Studies have put the costs of damage caused by feral hogs at $2.5 billion annually, but according to the U.S. Department of Agriculture’s Animal and Plant Health Inspection Service, efforts to curb the feral swine population have protected crop revenue to the tune of $40.2 billion. Since 2014, 12 states have eradicated feral swine.
Once the health of the U.S. swine herd has been secured, maintaining and expanding demand for the nation’s pork supply is a necessary part of the equation, and this legislation maintains funding for the Market Access Program and the Foreign Market Development Program.
Both programs build export markets for U.S. pork and other agricultural products. The OBBBA also funds $285 million for a new Supplemental Agricultural Trade Promotion Program to support critical market access.
Tariffs hit red meat
In these times of the moving targets of tariffs, U.S. red meat exports are lower as a result.
According to the U.S. Meat Export Federation (USMEF), May exports of pork and beef were lower, largely due to declines in destination China.
As spelled out by USMEF President and Chief Executive Officer Dan Halstrom, China’s total tariff rate on U.S. pork peaked at 172 percent in April and early May, and the rate for beef was 147 percent.
May exports totaled 224,162 metric tons of pork, down 11 percent from a year ago, and value fell 10 percent to $646.5 million.
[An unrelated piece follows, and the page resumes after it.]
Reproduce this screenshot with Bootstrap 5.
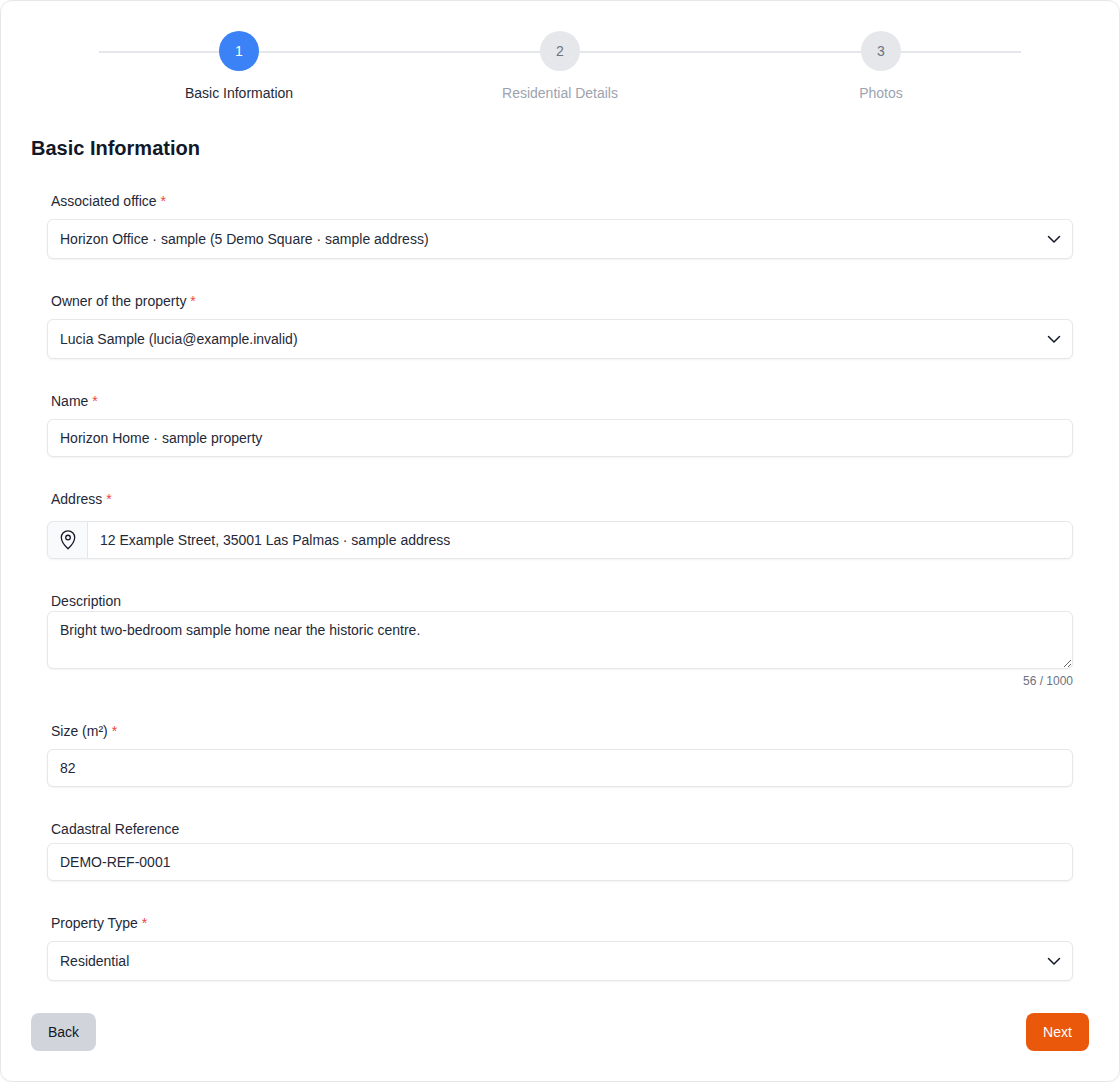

These are the lowest monthly totals since September 2023.
Bright spots for pork exports were Mexico, Central America and Colombia, which showed year-over-year growth, and destination Cuba saw record-large shipments.
Even with those gains, China remains the wildcard for U.S. pork and, in a statement, Halstrom stresses the importance of developing other markets.
“The situation with China obviously had a severe impact on May exports, underscoring the importance of diversification and further development of alternative markets,” Halstrom says. “The need for progress in the U.S.-China trade negotiations is extremely urgent because tariffs could soar again on Aug. 12. This deadline is already impacting exporters’ decisions about whether to continue producing for the Chinese market. On the bright side, amid all of this uncertainty, demand for U.S. red meat remains robust in many key regions.”
The U.S. hog industry and pork trade have a lot of moving parts that could turn what’s big and beautiful today into a big ugly tomorrow.